Carl, here is some feedback mostly about the tags,
i have not looked at the attributes in detail.
we should allow tags from html 4.01 excluding these
- programmatical elements (forms, form elements, applet, object, map, script/noscript),
- head elements (link, title, meta, ...),
- frames
- style
Potentially dangerous are tags/attributes allowing urls, which have to be checked to disallow javascript: and which point to untrusted sites. oacs already checks for untrusted protocols, but it is very hard to do this everywhere (e.g. parsing inline styles). so, potential dangerous are
- A and
- IMG,
- but as well the STYLE attribute.
The XSS page lists e.g.
<>DIV STYLE="background-image: url(javascript:alert('XSS'))">
or
<DIV STYLE="width: expression(alert('XSS'));">
which are dangerous for some browsers.
So, the STYLE attribute is dangerous and should be handled with care (e.g. not in the default configuration).
Other attributes like e.g. CLASS can be used to confuse the user (e.g. using style elements from the navigation) or might break code (using ID, when javascript elements of oacs search for IDs and find unexpected occurrences)

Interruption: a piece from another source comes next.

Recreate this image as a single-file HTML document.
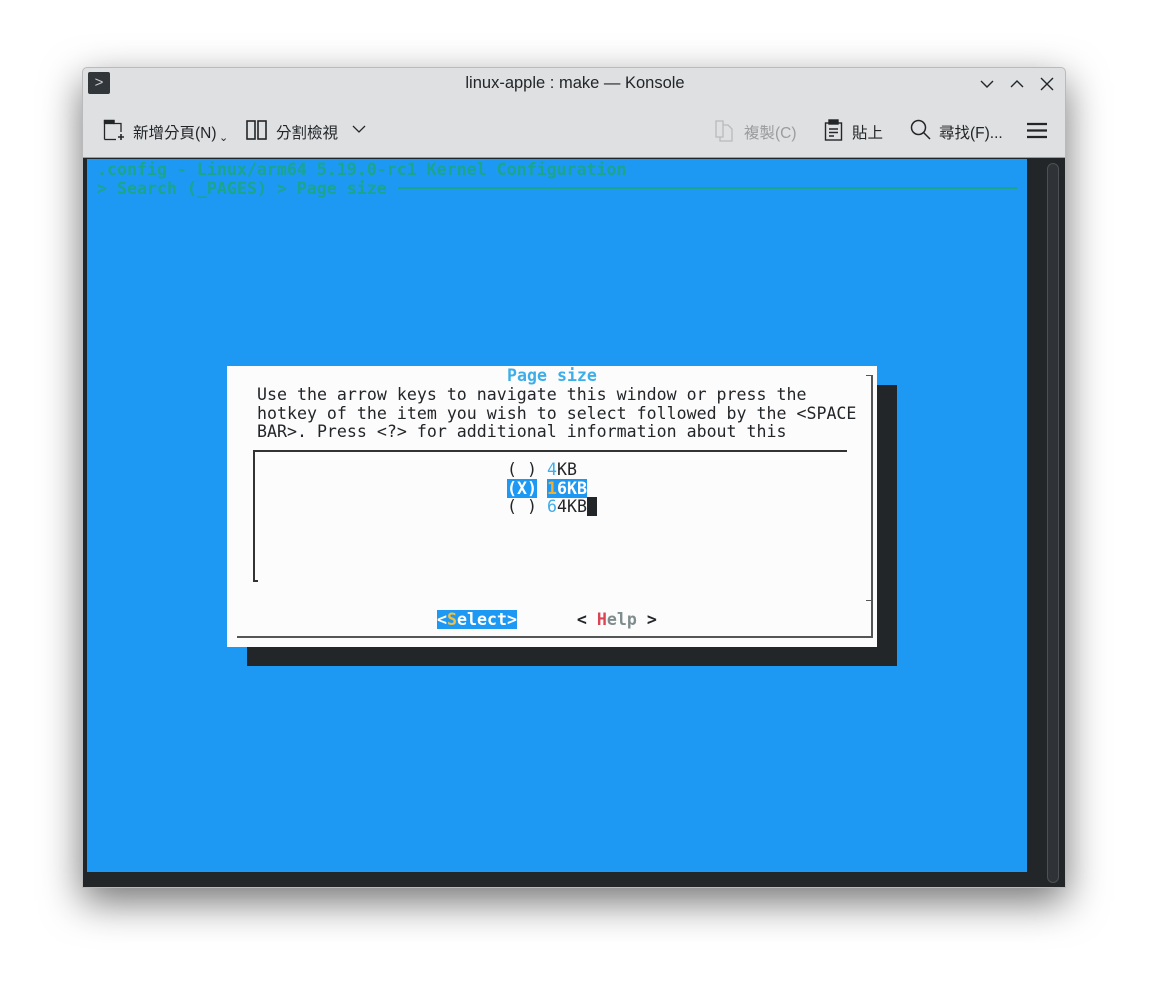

here is a slightly completed and sorted list of HTML 4.01 elements:
abbr acronym address b big blockquote br caption cite code col
colgroup dd del dfn div dl dt em fieldset font h1 h2 h3 h4 h5 h6 hr i
ins kbd legend li ol p pre q s samp small span strike strong sub sup
table tbody td tfoot th thead tr tt u ul var
i am not sure if we should allow the ms office tags in the web pages, since these will cause errors on HTML conformance tests.
In general, we should distinguish between public content (so special rights are required to provide HTML content) like in a public forum, where a conservative policy is required, and somewhat trusted and known content developers, where a more liberal policy can be used.
For the general user i would ask myself, why do we want to allow e.g. CLASS, STYLE or ID, what do we gain by doing so. The general policy should stay conservative.